=== Supplied information ===

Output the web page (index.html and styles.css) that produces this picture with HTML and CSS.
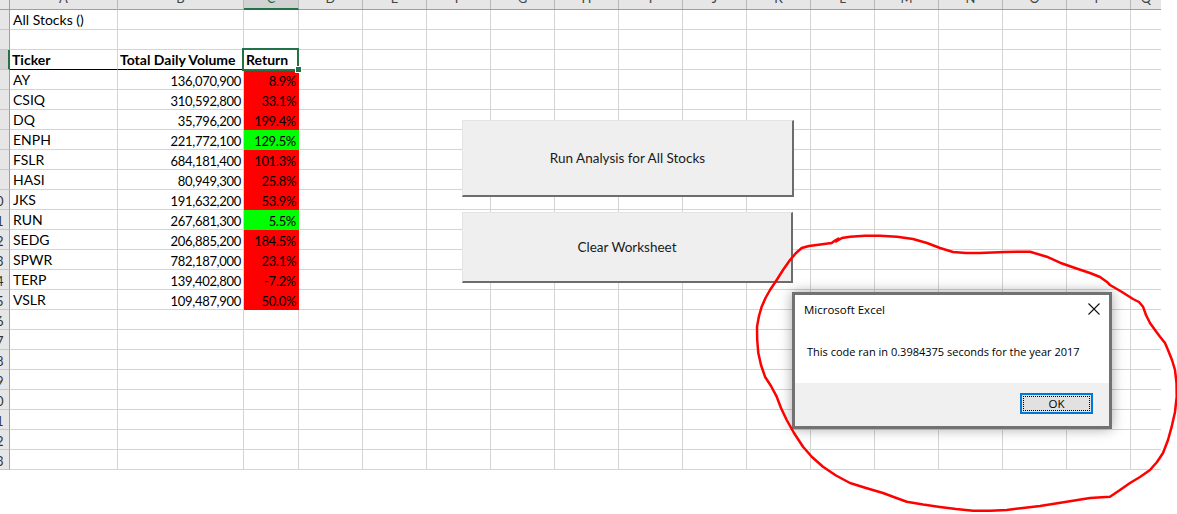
FILE: index.html
```html
<!DOCTYPE html>
<html>
<head>
<meta charset="utf-8">
<title>Excel - All Stocks</title>
<link rel="stylesheet" href="styles.css">
</head>
<body>
<div class="sheet">
  <div class="grid">
    <div class="ch corner"></div>
    <div class="ch"><span>A</span></div>
    <div class="ch"><span>B</span></div>
    <div class="ch sel-col"><span>C</span></div>
    <div class="ch rest-h">
      <div class="lh"><span>D</span></div><div class="lh"><span>E</span></div><div class="lh"><span>F</span></div><div class="lh"><span>G</span></div><div class="lh"><span>H</span></div><div class="lh"><span>I</span></div><div class="lh"><span>J</span></div><div class="lh"><span>K</span></div><div class="lh"><span>L</span></div><div class="lh"><span>M</span></div><div class="lh"><span>N</span></div><div class="lh"><span>O</span></div><div class="lh"><span>P</span></div><div class="lh last"><span>Q</span></div>
    </div>

    <div class="rh"><span>1</span></div><div class="c t">All Stocks ()</div><div class="c"></div><div class="c"></div><div class="c rest"></div>
    <div class="rh"><span>2</span></div><div class="c"></div><div class="c"></div><div class="c"></div><div class="c rest"></div>
    <div class="rh sel-row"><span>3</span></div><div class="c t b under">Ticker</div><div class="c t b under">Total Daily Volume</div><div class="c t b active">Return<i class="frame"></i><i class="handle"></i></div><div class="c rest"></div>
    <div class="rh"><span>4</span></div><div class="c t">AY</div><div class="c n">136,070,900</div><div class="c n red">8.9%</div><div class="c rest"></div>
    <div class="rh"><span>5</span></div><div class="c t">CSIQ</div><div class="c n">310,592,800</div><div class="c n red">33.1%</div><div class="c rest"></div>
    <div class="rh"><span>6</span></div><div class="c t">DQ</div><div class="c n">35,796,200</div><div class="c n red">199.4%</div><div class="c rest"></div>
    <div class="rh"><span>7</span></div><div class="c t">ENPH</div><div class="c n">221,772,100</div><div class="c n green">129.5%</div><div class="c rest"></div>
    <div class="rh"><span>8</span></div><div class="c t">FSLR</div><div class="c n">684,181,400</div><div class="c n red">101.3%</div><div class="c rest"></div>
    <div class="rh"><span>9</span></div><div class="c t">HASI</div><div class="c n">80,949,300</div><div class="c n red">25.8%</div><div class="c rest"></div>
    <div class="rh"><span>10</span></div><div class="c t">JKS</div><div class="c n">191,632,200</div><div class="c n red">53.9%</div><div class="c rest"></div>
    <div class="rh"><span>11</span></div><div class="c t">RUN</div><div class="c n">267,681,300</div><div class="c n green">5.5%</div><div class="c rest"></div>
    <div class="rh"><span>12</span></div><div class="c t">SEDG</div><div class="c n">206,885,200</div><div class="c n red">184.5%</div><div class="c rest"></div>
    <div class="rh"><span>13</span></div><div class="c t">SPWR</div><div class="c n">782,187,000</div><div class="c n red">23.1%</div><div class="c rest"></div>
    <div class="rh"><span>14</span></div><div class="c t">TERP</div><div class="c n">139,402,800</div><div class="c n red">-7.2%</div><div class="c rest"></div>
    <div class="rh"><span>15</span></div><div class="c t">VSLR</div><div class="c n">109,487,900</div><div class="c n red">50.0%</div><div class="c rest"></div>
    <div class="rh"><span>16</span></div><div class="c"></div><div class="c"></div><div class="c"></div><div class="c rest"></div>
    <div class="rh"><span>17</span></div><div class="c"></div><div class="c"></div><div class="c"></div><div class="c rest"></div>
    <div class="rh"><span>18</span></div><div class="c"></div><div class="c"></div><div class="c"></div><div class="c rest"></div>
    <div class="rh"><span>19</span></div><div class="c"></div><div class="c"></div><div class="c"></div><div class="c rest"></div>
    <div class="rh"><span>20</span></div><div class="c"></div><div class="c"></div><div class="c"></div><div class="c rest"></div>
    <div class="rh"><span>21</span></div><div class="c"></div><div class="c"></div><div class="c"></div><div class="c rest"></div>
    <div class="rh"><span>22</span></div><div class="c"></div><div class="c"></div><div class="c"></div><div class="c rest"></div>
    <div class="rh"><span>23</span></div><div class="c"></div><div class="c"></div><div class="c"></div><div class="c rest"></div>
  </div>

  <button class="shape-btn run-btn">Run Analysis for All Stocks</button>
  <button class="shape-btn clear-btn">Clear Worksheet</button>

  <div class="msgbox">
    <div class="msg-body">
      <div class="msg-title">
        <span>Microsoft Excel</span>
        <svg class="close" width="12" height="12" viewBox="0 0 12 12"><path d="M0.5 0.5 L11.5 11.5 M11.5 0.5 L0.5 11.5" stroke="#111" stroke-width="1.1" fill="none"/></svg>
      </div>
      <div class="msg-text">This code ran in 0.3984375 seconds for the year 2017</div>
    </div>
    <div class="msg-foot">
      <button class="ok-btn"><span>OK</span></button>
    </div>
  </div>

  <svg class="scribble" width="1177" height="514" viewBox="0 0 1177 514">
    <polyline fill="none" stroke="#ff0000" stroke-width="2.5" stroke-linejoin="round" stroke-linecap="round"
      points="776.7,280 783,270 790,260 796,253 801.7,248 809,246 816.7,245 824,244 831.7,243 835,240.5 838.5,238.5 836,241.5 842,238 850,236.7 865,235.8 880,235.7 897,236.8 913,239 927,243 940,248 953,252 966,253 980,253 1005,252 1030,251.7 1046.7,256.7 1060,262.7 1075,268 1090,273 1100,277 1106.7,281.7 1110,285 1122,292 1133,299 1139,302 1143,306.7 1146,315 1150,323 1155,330 1160,336.7 1165,343 1168,350 1172,360 1175,370 1176.5,383 1176.7,396.7 1175,412 1171.7,426.7 1168,440 1163,453 1157,462 1150,470 1140,477 1130,483 1120,490 1110,496.7 1090,498 1066.7,501.7 1040,506 1023,508 1006.7,510 990,510.7 973,510.7 956,509 940,507 923,504.5 906.7,501.7 895,497.5 883,493 866,488 850,483 836,475.5 823,466.7 812,457 803,446.7 794,433 786.7,420 781,408 776.7,396.7 771,386 765,376.7 761,365 758.3,353 757.2,340 757,326.7 759,316 761.7,306.7 765.5,298 770,290 776.7,280"/>
  </svg>
</div>
</body>
</html>
```

FILE: styles.css
```css
html, body {
  margin: 0;
  padding: 0;
  background: #ffffff;
}

.sheet {
  position: relative;
  width: 1177px;
  height: 514px;
  overflow: hidden;
  background: #ffffff;
  font-family: Lato, "Open Sans", sans-serif;
  color: #000;
}

.grid {
  display: grid;
  grid-template-columns: 10px 108px 126px 55px 862px;
  grid-template-rows: 10px repeat(23, 20px);
  width: 1161px;
}

.grid > div {
  box-sizing: border-box;
  overflow: hidden;
  white-space: nowrap;
}

/* column headers */
.ch {
  background: #e6e6e6;
  border-right: 1px solid #b8b8b8;
  border-bottom: 1px solid #9e9e9e;
  text-align: center;
  font-size: 13px;
  color: #444;
}
.ch span,
.lh span {
  display: block;
  line-height: 14px;
  margin-top: -9px;
}
.ch.corner {
  border-right-color: #9e9e9e;
}
.ch.sel-col {
  background: #d2d2d2;
  border-bottom: 2px solid #217346;
  color: #1e6b41;
}
.ch.rest-h {
  display: flex;
  border-right: none;
}
.lh {
  box-sizing: border-box;
  width: 64px;
  flex: none;
  border-right: 1px solid #b8b8b8;
  overflow: hidden;
}
.lh.last {
  width: 30px;
  border-right: none;
}

/* row headers */
.rh {
  background: #e6e6e6;
  border-right: 1px solid #9e9e9e;
  border-bottom: 1px solid #c6c6c6;
  font-size: 13px;
  color: #333;
}
.rh span {
  display: block;
  width: 24px;
  margin-left: -16px;
  text-align: center;
  line-height: 16px;
  padding-top: 3px;
}
.rh.sel-row {
  background: #d2d2d2;
  border-right: 2px solid #217346;
}

/* cells */
.c {
  border-right: 1px solid #d4d4d4;
  border-bottom: 1px solid #d4d4d4;
  font-size: 14px;
  line-height: 16px;
  padding: 2px 2px 0 3px;
}
.c.t { text-align: left; }
.c.b { font-weight: 700; padding-left: 2px; }
.c.n {
  text-align: right;
  font-size: 13px;
  letter-spacing: -0.3px;
  padding-right: 2px;
  padding-top: 3px;
}
.c.under {
  border-bottom-color: #000;
}
.c.red {
  background: #ff0000;
  border-color: #ff0000;
}
.c.green {
  background: #00ff00;
  border-color: #00ff00;
}
.c.rest {
  border-right: none;
  background: repeating-linear-gradient(to right, transparent 0 63px, #d4d4d4 63px 64px);
}
.grid > .c.active {
  position: relative;
  overflow: visible;
  z-index: 2;
}
.frame {
  position: absolute;
  left: -2px;
  top: -2px;
  right: -1px;
  bottom: -2px;
  border: 2px solid #217346;
  box-sizing: border-box;
}
.handle {
  position: absolute;
  right: -3px;
  bottom: -3px;
  width: 5px;
  height: 5px;
  background: #217346;
  box-shadow: 0 0 0 1px #ffffff;
}

/* shape buttons */
.shape-btn {
  position: absolute;
  left: 462px;
  box-sizing: border-box;
  background: #efefef;
  border-top: 1px solid #e4e4e4;
  border-left: 1px solid #e4e4e4;
  border-right: 2px solid #6c6c6c;
  border-bottom: 2px solid #6c6c6c;
  font-family: Lato, "Open Sans", sans-serif;
  font-size: 13.5px;
  color: #1a1a1a;
  padding: 0;
  margin: 0;
}
.run-btn {
  top: 120px;
  width: 332px;
  height: 77px;
}
.clear-btn {
  top: 212px;
  width: 331px;
  height: 71px;
}

/* message box */
.msgbox {
  position: absolute;
  left: 792px;
  top: 292px;
  width: 320px;
  height: 137px;
  box-sizing: border-box;
  border: 3px solid #727272;
  background: #ffffff;
  box-shadow: 0 0 12px rgba(0, 0, 0, 0.35);
  display: flex;
  flex-direction: column;
  font-family: "Open Sans", "Noto Sans", sans-serif;
  font-size: 11px;
  color: #000;
}
.msg-body {
  height: 88px;
  background: #ffffff;
}
.msg-title {
  display: flex;
  align-items: center;
  justify-content: space-between;
  height: 28px;
  padding: 0 9px 0 9px;
}
.msg-title span {
  font-size: 11.5px;
}
.close {
  display: block;
}
.msg-text {
  padding: 21px 0 0 12px;
  line-height: 16px;
}
.msg-foot {
  flex: 1;
  background: #f0f0f0;
  display: flex;
  justify-content: flex-end;
  align-items: flex-start;
  padding: 10px 16px 0 0;
}
.ok-btn {
  width: 73px;
  height: 21px;
  box-sizing: border-box;
  border: 2px solid #0078d7;
  background: #e1e1e1;
  padding: 1px;
  margin: 0;
  font-family: "Open Sans", "Noto Sans", sans-serif;
  font-size: 11.5px;
  color: #000;
  display: flex;
}
.ok-btn span {
  flex: 1;
  border: 1px dotted #000;
  display: flex;
  align-items: center;
  justify-content: center;
  line-height: 13px;
}

.scribble {
  position: absolute;
  left: 0;
  top: 0;
  pointer-events: none;
}
```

=== Objective ===
Show the lines that mention the word "styles".

=== Solution ===
Output the web page (index.html and styles.css) that produces this picture with HTML and CSS.
<link rel="stylesheet" href="styles.css">
FILE: styles.css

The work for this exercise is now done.